Monday, 6 March 2023

Over seven years since the Paris Agreement was widely adopted at COP 21, the complexities involved in limiting global warming continue to impede substantial progress. If we are to realise the goal of limiting the global temperature increase to 1.5°C above pre-industrial levels, time is at a premium and radical changes are required. However, many countries are struggling to turn their commitment to the Paris Agreement into action. This article outlines why decarbonizing heating and cooling in the building sector should be prioritized to kick-start the transition to sustainable energy. Additionally, it argues that district energy can fast-track this process with existing proven technology, utilising its flexible and resilient infrastructure to support and balance other energy sectors.

Parisian complexity continues to frustrate green energy transition

On the 12th of December 2015, the Paris Agreement was adopted by 196 parties, including 193 UN member countries, at COP 21, setting the goal of limiting global warming to well below 2°C compared to pre-industrial levels, and to pursue efforts to limit the temperature increase to 1.5°C above preindustrial levels. The agreement came into force on the 4th of November 2016, after 55 parties to the COP 21 convention, representing 55% of global greenhouse gas (GHG) emissions, ratified the agreement. As of 2023, 194 of the 198 parties to the convention have ratified the agreement, accounting for close to 98% of the world’s GHG emissions.

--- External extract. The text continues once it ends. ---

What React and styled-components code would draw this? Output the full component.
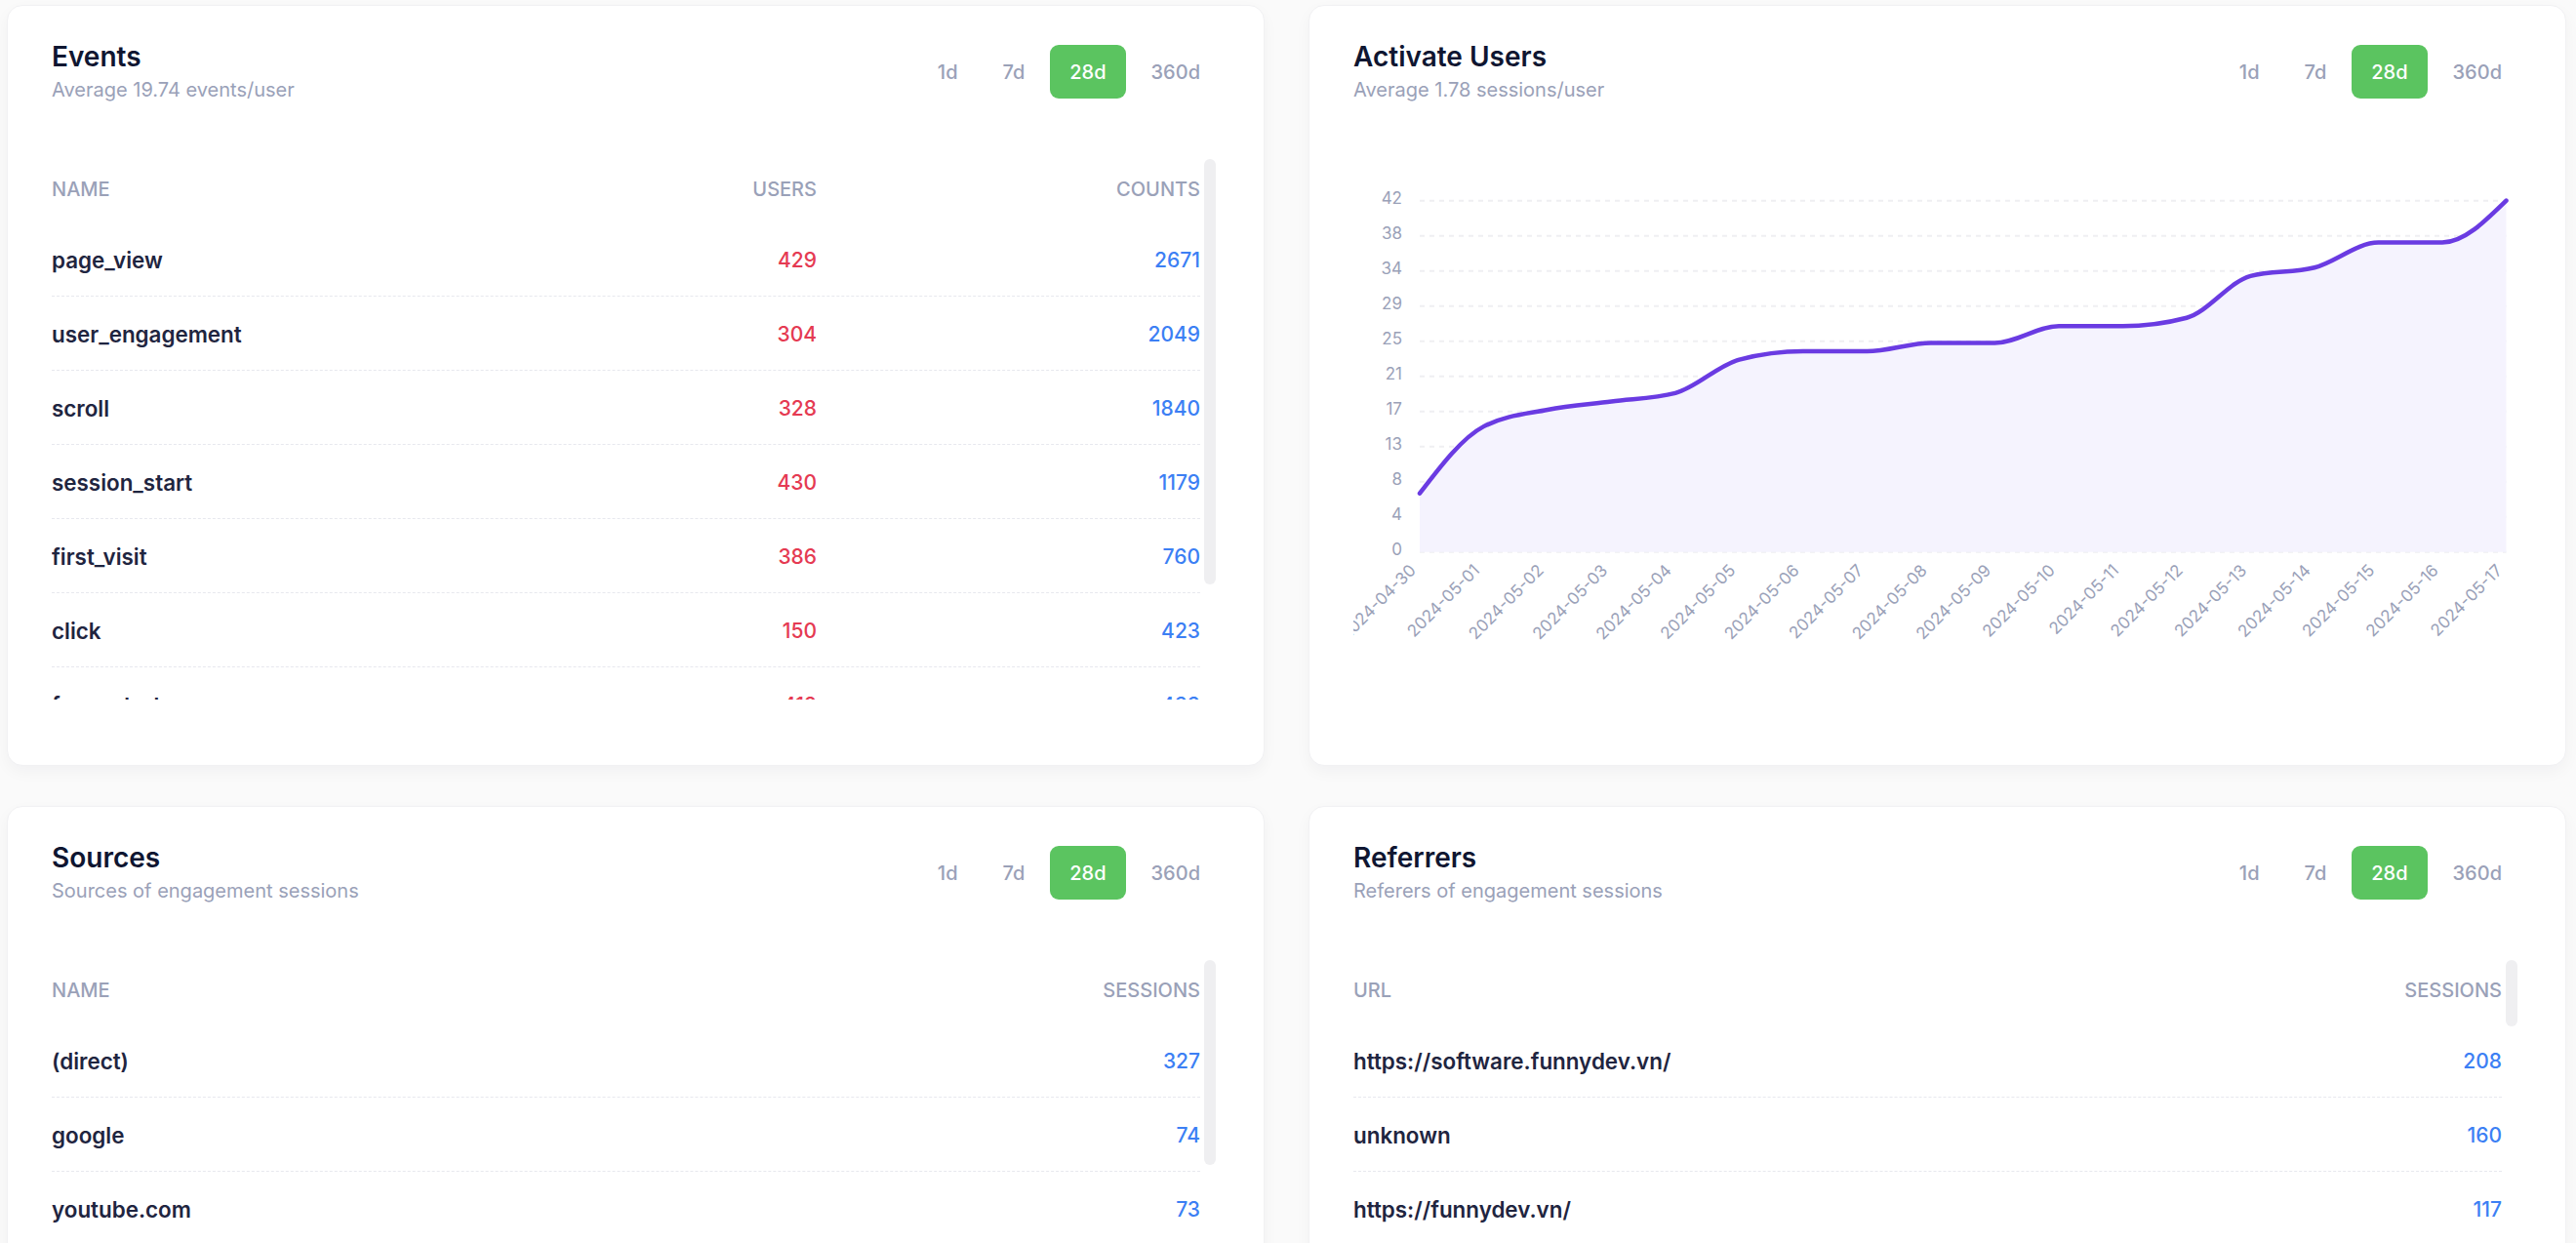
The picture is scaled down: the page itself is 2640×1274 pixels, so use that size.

According to the IPCC’s Sixth Assessment Report (AR6) of Working Group I from 2021, the path for realizing the goal of 1.5°C is still possible if stringent measures are applied to reach net zero GHG emissions by 2050. As the energy sector (power, heat and transport) is a major GHG emitter, accounting for 73.2% of global GHG emissions1, significant and radical changes to how we generate energy will be required. The energy sector needs to transition from fossil fuels to renewable energy sources in a sustainable way and with the minimum environmental impact. One of the solutions that can truly fast-track the transition to a sustainable energy system is district energy.

While the Paris Agreement is a groundbreaking agreement, the complexities inherent to the tasks required are enormous. This is strongly emphasised by the fact that subsequent COP meetings have addressed parts of the agreement for facilitating the implementation.